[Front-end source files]
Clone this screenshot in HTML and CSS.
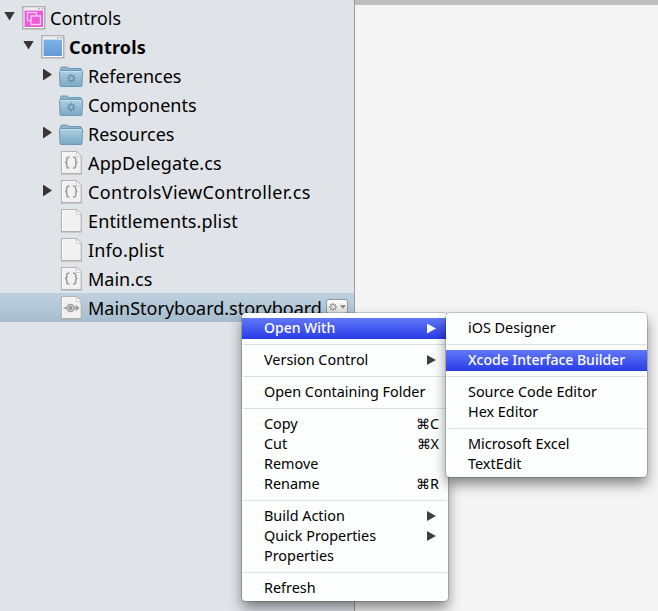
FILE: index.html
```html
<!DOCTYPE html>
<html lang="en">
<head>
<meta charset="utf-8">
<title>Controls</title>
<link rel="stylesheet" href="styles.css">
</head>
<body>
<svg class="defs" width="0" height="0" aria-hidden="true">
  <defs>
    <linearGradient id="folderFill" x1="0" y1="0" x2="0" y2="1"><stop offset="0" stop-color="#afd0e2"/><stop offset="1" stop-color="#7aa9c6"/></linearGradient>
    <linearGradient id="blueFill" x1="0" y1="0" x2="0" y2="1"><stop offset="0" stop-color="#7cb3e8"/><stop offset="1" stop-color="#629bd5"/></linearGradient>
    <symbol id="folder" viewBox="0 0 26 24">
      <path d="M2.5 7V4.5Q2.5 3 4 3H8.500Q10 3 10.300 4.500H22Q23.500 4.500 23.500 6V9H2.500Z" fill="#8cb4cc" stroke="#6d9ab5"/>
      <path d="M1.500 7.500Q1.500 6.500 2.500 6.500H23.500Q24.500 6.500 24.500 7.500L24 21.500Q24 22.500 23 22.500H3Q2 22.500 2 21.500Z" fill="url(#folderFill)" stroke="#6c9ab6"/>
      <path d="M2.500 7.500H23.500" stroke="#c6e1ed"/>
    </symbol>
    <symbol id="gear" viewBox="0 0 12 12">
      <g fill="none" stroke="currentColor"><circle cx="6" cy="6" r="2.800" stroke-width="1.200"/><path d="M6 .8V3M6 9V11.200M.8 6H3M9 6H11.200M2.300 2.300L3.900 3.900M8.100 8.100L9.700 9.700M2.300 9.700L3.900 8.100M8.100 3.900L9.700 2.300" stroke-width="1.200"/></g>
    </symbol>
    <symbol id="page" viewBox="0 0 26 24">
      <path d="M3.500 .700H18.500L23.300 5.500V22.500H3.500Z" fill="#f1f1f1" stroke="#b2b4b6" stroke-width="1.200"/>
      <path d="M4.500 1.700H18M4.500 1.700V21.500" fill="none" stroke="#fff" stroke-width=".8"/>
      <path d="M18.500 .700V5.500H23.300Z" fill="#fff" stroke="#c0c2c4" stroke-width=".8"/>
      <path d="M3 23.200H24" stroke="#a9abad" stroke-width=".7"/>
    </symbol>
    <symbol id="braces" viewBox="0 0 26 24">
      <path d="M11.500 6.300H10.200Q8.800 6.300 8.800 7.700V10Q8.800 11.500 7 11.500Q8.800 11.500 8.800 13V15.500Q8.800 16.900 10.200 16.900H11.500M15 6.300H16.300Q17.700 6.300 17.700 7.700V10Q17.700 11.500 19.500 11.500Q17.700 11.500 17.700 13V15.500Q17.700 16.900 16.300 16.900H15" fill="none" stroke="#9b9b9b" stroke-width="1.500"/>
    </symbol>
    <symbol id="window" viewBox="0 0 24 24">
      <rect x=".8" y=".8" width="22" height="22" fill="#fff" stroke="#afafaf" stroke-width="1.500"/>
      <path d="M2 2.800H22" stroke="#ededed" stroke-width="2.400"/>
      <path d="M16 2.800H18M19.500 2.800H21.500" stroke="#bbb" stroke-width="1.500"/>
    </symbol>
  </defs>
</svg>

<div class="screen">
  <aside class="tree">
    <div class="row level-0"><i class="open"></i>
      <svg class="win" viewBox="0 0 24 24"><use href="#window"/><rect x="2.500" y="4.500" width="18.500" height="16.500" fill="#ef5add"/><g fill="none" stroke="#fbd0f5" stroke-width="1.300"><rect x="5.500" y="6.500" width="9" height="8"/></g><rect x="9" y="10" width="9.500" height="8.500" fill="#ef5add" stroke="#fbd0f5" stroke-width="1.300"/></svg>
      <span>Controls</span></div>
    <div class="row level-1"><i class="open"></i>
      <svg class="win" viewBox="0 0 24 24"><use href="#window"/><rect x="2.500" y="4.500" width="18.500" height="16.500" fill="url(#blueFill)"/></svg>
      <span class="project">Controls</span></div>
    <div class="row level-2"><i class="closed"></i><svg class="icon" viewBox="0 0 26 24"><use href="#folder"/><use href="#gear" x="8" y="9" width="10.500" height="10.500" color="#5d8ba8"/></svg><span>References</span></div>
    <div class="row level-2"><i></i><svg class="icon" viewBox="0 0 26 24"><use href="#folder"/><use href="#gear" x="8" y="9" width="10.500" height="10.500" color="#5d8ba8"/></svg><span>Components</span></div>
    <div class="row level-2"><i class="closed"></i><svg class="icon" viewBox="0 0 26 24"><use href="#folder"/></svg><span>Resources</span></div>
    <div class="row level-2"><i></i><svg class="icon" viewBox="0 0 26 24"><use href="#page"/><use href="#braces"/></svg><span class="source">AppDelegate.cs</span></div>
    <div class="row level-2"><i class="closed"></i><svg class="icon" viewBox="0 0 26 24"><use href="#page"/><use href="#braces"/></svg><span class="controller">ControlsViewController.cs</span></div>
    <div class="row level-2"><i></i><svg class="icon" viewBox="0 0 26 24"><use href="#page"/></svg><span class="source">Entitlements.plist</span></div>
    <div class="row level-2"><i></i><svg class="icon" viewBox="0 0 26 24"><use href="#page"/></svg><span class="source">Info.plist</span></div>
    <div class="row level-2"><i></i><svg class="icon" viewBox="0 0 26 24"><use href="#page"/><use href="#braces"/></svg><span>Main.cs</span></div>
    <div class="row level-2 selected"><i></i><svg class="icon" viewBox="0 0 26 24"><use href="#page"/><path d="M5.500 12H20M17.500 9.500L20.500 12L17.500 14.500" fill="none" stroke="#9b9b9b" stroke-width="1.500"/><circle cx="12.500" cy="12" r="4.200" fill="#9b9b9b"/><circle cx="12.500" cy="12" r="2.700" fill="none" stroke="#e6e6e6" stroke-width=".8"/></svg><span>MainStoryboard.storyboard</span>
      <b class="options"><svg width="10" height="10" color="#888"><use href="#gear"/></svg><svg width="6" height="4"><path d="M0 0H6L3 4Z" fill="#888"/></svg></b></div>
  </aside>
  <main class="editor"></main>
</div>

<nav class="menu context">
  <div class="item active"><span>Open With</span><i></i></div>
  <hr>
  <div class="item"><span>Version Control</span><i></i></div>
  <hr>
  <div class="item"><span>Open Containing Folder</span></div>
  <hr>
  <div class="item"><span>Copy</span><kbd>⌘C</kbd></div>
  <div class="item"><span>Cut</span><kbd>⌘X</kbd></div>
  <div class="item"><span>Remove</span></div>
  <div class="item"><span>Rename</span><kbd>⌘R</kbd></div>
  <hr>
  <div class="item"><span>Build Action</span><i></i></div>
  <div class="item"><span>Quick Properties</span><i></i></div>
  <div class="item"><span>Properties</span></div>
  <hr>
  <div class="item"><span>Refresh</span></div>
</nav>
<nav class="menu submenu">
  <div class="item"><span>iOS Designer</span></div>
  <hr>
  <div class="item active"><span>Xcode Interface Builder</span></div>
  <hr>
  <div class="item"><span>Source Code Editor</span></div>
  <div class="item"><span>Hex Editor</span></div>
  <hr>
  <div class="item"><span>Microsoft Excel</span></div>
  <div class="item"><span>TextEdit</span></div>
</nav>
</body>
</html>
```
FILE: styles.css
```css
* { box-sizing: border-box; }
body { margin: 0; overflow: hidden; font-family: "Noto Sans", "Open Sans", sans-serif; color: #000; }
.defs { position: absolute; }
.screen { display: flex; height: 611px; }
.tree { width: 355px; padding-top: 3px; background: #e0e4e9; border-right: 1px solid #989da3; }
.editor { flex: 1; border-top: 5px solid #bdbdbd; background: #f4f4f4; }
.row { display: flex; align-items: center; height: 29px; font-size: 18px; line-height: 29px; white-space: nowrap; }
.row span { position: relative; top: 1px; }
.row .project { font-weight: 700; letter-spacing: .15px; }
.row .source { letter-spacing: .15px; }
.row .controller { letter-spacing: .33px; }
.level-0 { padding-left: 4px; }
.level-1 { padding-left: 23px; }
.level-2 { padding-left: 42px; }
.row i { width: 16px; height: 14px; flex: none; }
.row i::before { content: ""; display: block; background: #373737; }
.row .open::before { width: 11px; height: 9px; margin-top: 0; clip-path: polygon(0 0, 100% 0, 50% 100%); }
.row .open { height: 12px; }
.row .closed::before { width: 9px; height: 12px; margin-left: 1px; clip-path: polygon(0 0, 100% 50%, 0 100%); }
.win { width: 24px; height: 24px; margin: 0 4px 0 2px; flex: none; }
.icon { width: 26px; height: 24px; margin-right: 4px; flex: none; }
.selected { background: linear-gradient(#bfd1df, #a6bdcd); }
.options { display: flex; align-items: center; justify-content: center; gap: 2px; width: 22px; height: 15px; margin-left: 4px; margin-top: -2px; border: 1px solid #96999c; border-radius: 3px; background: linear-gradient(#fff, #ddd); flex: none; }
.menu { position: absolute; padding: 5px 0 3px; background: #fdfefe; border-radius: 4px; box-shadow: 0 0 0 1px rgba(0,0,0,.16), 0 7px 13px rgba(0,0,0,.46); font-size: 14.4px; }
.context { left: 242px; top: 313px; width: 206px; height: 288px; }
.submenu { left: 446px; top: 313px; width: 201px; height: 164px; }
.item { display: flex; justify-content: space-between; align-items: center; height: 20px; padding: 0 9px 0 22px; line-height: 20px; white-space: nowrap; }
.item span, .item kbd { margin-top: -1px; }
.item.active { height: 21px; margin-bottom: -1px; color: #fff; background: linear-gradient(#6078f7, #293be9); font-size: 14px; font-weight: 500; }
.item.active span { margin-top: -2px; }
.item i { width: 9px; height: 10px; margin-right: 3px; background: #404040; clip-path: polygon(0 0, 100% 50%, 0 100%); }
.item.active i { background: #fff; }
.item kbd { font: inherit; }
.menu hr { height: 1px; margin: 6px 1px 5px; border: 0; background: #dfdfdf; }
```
...
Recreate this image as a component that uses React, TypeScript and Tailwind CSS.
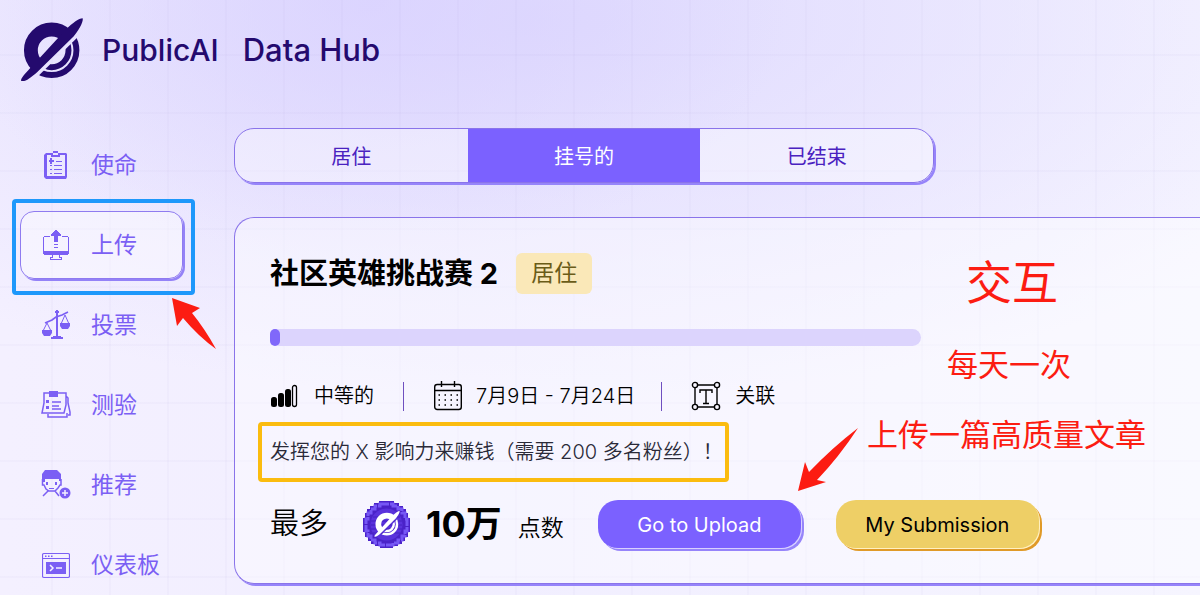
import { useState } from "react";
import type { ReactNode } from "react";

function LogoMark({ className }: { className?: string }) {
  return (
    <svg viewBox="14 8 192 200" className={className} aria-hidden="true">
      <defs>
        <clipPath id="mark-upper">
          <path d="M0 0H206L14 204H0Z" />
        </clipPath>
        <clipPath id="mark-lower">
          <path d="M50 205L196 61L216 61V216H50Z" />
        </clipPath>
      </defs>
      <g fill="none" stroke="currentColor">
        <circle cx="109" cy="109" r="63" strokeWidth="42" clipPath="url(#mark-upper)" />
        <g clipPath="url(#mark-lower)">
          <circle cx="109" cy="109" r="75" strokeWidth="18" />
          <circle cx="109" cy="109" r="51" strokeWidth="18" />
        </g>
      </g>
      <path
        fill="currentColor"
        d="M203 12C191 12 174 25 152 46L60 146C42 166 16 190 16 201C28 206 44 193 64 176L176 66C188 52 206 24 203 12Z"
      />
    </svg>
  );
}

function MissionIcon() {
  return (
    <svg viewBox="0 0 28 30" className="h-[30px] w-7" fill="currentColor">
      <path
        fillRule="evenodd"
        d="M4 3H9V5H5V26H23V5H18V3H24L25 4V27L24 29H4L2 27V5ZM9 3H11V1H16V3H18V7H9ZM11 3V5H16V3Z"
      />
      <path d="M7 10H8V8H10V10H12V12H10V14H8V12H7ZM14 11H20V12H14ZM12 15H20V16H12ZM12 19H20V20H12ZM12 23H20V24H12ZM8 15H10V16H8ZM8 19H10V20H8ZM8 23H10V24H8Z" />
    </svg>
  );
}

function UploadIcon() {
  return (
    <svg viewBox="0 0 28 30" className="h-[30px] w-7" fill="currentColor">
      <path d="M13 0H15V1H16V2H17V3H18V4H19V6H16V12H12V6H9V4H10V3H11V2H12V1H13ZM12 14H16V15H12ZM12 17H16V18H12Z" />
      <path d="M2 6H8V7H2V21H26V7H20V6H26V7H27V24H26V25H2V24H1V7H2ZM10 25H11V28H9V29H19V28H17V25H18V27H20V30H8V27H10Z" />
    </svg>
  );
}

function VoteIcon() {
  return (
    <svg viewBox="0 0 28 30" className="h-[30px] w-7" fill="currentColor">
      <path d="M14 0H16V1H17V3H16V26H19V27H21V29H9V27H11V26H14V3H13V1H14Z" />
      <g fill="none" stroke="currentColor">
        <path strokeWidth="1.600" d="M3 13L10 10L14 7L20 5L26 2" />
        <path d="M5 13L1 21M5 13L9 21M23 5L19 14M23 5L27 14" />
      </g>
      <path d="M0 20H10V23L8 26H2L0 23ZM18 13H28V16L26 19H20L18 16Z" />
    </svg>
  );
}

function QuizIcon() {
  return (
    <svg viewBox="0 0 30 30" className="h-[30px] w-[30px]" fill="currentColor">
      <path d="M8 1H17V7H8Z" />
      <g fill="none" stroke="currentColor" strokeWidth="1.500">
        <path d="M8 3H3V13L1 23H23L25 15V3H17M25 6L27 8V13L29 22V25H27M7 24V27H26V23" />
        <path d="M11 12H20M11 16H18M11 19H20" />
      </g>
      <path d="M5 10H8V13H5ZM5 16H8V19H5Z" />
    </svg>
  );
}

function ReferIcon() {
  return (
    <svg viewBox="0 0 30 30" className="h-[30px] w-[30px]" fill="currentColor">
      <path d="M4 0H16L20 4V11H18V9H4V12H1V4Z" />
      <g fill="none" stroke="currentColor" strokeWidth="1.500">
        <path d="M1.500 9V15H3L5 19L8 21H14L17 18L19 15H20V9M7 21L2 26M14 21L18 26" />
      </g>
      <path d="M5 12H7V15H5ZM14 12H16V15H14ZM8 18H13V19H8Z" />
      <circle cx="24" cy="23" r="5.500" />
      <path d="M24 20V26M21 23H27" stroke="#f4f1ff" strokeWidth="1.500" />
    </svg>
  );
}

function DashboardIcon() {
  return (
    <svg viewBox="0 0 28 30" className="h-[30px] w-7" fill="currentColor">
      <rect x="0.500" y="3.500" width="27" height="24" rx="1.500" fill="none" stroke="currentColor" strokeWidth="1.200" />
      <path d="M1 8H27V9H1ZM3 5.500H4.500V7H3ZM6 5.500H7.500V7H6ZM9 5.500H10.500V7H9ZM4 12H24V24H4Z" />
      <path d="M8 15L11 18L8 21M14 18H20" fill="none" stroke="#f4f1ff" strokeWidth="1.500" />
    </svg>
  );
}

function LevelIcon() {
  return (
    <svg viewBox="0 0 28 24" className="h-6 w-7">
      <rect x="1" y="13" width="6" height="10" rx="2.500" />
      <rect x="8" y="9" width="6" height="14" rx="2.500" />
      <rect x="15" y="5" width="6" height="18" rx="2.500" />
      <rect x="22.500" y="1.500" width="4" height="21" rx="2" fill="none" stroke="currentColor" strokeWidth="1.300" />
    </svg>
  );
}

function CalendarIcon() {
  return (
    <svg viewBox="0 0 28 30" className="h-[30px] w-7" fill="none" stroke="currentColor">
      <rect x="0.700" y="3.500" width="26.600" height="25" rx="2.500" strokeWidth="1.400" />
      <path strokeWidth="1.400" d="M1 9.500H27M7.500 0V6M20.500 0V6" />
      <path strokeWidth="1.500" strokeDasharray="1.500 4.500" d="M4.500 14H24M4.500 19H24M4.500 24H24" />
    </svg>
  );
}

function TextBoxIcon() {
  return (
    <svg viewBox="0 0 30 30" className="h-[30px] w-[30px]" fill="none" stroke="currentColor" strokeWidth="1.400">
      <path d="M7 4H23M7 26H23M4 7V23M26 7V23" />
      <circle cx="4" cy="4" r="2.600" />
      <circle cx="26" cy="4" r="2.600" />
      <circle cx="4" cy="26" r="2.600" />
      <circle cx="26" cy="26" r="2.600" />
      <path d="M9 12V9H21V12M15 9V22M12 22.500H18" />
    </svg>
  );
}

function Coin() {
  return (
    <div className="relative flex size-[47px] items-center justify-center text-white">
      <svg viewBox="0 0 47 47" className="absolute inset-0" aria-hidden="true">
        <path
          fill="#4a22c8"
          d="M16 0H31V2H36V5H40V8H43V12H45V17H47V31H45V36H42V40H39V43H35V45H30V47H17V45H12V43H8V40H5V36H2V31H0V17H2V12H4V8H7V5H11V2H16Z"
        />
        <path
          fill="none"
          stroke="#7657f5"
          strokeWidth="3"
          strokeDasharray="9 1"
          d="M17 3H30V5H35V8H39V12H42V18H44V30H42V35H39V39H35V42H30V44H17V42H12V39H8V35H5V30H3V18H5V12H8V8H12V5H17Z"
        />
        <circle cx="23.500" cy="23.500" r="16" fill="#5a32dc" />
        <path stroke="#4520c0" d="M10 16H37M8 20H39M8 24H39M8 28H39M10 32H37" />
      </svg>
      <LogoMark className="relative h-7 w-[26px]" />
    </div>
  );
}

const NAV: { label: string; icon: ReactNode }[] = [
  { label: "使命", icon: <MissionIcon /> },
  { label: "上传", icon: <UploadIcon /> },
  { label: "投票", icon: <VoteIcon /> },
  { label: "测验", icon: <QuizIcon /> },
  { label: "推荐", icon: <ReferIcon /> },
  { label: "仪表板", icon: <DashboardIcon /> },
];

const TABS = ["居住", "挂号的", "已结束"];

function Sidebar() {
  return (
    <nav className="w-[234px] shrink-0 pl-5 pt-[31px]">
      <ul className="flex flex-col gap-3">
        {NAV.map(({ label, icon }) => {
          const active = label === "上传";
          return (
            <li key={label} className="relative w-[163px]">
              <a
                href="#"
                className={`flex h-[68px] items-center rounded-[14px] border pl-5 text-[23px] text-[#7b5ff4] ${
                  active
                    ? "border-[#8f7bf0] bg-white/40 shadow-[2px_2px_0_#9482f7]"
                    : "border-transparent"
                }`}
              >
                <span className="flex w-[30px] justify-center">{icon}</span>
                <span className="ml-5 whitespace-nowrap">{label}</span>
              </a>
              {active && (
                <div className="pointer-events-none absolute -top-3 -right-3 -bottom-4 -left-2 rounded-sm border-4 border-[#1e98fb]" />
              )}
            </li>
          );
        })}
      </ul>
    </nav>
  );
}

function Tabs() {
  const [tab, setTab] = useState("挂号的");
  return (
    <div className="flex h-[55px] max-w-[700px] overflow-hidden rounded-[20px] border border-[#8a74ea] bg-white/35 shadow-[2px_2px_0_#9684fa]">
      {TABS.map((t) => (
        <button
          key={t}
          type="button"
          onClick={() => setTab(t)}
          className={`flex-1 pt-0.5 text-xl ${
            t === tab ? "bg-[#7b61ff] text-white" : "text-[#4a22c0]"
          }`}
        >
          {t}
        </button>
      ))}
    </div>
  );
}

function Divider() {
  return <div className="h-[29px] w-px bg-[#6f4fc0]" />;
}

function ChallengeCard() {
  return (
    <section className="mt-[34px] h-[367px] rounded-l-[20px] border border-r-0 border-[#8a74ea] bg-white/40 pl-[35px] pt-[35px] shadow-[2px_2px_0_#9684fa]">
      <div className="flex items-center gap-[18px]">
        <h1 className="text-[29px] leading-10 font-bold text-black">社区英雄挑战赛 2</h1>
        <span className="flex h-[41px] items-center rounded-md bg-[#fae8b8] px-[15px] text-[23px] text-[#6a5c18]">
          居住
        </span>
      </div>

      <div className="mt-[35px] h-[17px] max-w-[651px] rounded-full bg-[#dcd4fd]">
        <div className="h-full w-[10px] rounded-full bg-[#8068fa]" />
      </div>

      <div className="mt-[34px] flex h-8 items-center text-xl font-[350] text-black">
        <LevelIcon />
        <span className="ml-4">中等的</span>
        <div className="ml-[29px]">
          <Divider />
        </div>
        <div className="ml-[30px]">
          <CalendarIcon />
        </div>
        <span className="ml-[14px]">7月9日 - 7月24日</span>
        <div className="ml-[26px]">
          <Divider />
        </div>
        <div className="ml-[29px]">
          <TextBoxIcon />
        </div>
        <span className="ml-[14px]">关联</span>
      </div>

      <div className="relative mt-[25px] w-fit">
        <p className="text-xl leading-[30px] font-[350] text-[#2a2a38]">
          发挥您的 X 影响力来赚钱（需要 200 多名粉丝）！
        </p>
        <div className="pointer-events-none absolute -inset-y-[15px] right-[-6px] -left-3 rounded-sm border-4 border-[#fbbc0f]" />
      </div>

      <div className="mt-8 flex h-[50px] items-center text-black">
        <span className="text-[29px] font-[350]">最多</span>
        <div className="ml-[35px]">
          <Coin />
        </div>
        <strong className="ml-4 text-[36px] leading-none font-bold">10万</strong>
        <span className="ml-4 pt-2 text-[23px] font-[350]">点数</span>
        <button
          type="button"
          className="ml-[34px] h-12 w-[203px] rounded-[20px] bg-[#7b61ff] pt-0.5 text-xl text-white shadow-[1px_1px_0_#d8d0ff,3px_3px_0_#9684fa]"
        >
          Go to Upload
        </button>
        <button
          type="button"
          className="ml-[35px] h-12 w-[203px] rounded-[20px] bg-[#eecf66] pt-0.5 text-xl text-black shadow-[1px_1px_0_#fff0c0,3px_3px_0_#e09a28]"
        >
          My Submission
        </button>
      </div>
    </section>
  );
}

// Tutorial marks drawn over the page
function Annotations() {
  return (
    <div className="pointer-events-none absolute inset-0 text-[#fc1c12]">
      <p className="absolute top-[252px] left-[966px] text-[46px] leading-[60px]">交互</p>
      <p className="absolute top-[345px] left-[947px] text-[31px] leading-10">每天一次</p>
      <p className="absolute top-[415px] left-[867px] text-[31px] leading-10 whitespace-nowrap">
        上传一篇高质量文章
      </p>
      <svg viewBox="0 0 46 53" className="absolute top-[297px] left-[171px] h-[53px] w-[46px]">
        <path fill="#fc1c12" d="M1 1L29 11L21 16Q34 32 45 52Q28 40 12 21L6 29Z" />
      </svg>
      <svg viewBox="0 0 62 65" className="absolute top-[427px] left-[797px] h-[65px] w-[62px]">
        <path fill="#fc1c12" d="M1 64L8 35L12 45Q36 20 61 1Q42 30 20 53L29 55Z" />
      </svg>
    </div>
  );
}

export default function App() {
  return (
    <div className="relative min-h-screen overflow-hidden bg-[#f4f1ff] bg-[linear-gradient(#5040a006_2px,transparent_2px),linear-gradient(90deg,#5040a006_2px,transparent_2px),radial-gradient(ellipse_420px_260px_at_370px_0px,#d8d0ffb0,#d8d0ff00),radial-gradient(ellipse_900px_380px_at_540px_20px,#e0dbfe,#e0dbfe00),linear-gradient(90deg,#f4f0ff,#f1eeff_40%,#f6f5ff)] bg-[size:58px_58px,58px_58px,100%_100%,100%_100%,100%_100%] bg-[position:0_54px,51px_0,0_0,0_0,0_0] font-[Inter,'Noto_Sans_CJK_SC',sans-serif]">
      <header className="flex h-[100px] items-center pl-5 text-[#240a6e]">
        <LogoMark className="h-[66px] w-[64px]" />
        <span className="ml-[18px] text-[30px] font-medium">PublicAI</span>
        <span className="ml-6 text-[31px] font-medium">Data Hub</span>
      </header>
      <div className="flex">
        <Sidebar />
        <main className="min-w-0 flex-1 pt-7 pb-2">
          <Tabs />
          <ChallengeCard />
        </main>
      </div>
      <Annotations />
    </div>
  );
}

§ To be done: Out of the material above, select every line that holds the string "this".

§ Reply:
Clone this screenshot in HTML and CSS.
Recreate this image as a component that uses React, TypeScript and Tailwind CSS.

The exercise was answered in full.